Spanking & Discipline

iVillage Member
Registered: 03-26-2003
Spanking & Discipline
23
Tue, 07-11-2006 - 12:57pm

OK, I decided to do a "Spanking Thread" because I'm feeling guilty today.

How many of you spank your kids? Do you ever hit them? Do you think it's wrong to hit them? When you do it, if you do it, does it work? Do you feel guilty, or am I just a guilt-ridden person?

You might have seen my vent under Coffee Break today. I spanked my 2.5 year old twin girls at about 3 AM last night after they'd been raising the roof for an hour and a half because my DH was called in to work and they woke up. I was totally exasperated and exhausted, and wopped both of them twice hard on their cute little buns (it actually hurt my hand!). They *screamed* bloody murder. I have never hit them before. They're so little, it made me feel very guilty, especially when I woke up this morning and saw their cute, happy little sleepy faces. I thought: "How could I have hit these adorable little angels?" LOL!

I've wopped my boys on the rear end before, too, many times; but never without guilt.

Part of the problem is that I don't really know what "good" discipline is. I find that my kids are much more unruly with me than they are with my DH, despite the fact that I'm the stricter of the 2 of us. They respect him more. Maybe because I'm too hyper with them. He's much more easy-going and fun. He plays with them, tells them stories, dances with them, jokes with them, etc. Whereas it always seems like I'm yelling at them. He rarely raises his voice with them, and when he does, they *jump* because it's so unusual. I've worn out the yelling. They just blow me off when I yell now. I'm constantly resorting to threats with the boys, and now even with the girls. I count. I put them in Time Out. It seems they spend a good part of every day in Time Out. How sad is that?? I think I'm a terrible Mommy :(

I love my kids so much, and wish it could be different. Why can't we just have fun together? Why do they fight with each other so much? My boys hit each other now, and I think it's because I've hit them. Jenna has started spitting at people! My girls have also been known to bite.
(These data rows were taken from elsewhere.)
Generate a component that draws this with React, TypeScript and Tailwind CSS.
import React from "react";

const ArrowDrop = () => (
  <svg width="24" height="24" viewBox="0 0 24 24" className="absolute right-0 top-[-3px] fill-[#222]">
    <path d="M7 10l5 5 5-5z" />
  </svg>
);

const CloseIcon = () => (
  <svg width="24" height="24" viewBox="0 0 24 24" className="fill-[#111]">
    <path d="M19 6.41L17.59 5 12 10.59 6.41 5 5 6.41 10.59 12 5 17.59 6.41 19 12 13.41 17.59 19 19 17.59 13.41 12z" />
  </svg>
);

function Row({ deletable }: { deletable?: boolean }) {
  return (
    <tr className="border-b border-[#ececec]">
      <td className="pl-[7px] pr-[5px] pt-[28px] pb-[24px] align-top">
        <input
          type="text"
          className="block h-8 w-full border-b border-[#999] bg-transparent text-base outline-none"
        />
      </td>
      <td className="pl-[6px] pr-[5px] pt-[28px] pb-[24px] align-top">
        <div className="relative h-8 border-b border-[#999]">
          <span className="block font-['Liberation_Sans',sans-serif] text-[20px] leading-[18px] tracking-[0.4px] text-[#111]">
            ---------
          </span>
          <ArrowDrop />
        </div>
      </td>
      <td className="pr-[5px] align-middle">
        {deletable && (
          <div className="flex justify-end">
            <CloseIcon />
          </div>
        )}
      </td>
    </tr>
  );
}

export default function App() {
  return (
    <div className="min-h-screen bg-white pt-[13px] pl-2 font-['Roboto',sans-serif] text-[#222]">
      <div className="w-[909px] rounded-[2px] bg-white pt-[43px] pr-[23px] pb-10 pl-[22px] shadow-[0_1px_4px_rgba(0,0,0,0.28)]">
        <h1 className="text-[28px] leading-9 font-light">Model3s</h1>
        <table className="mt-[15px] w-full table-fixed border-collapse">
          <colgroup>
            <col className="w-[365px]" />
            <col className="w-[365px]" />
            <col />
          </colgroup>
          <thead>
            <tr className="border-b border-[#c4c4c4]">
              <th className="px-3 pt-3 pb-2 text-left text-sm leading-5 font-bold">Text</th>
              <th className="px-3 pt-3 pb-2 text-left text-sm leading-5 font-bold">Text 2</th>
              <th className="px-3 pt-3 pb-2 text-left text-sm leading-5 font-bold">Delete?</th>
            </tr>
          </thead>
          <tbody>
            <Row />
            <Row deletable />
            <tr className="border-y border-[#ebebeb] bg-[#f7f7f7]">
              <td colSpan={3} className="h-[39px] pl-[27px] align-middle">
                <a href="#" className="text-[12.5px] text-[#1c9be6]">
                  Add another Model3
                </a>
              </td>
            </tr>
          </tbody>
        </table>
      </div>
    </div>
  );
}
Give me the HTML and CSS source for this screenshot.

I'm down on myself as a mom today. I don't seem to have a good handle on them. Four kids is so much for me. I try to have fun with them. We go to the pool, I let them do fun things, and I'm so affectionate. I'm always hugging and kissing them and telling them "I love you" and praising them. I don't understand where I'm going wrong. And it seems just plain wrong to hit such young kids. I just lost it.
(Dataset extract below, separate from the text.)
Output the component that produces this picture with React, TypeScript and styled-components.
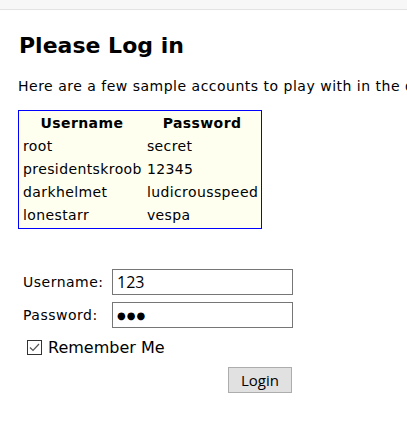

Part of the problem is--I have no perspective. I can't model myself on my mom, she was a mess and hit us all the time. I tried to model myself on my MIL, but I fall short. I don't have her calm demeanor. My husband was never hit as a kid, nor were his 4 siblings, and he thinks it's wrong to hit. He knows I've spanked them, and disagrees with it. He's never ever hit our kids, or anyone for that matter (he's the one who saves spiders in jars and takes them outside, remember? The guy doesn't have a violent bone in his body). So I feel guilty for spanking because I'm going against his parenting philosophy, too, but I just get sooooo exasperated I lose it sometimes.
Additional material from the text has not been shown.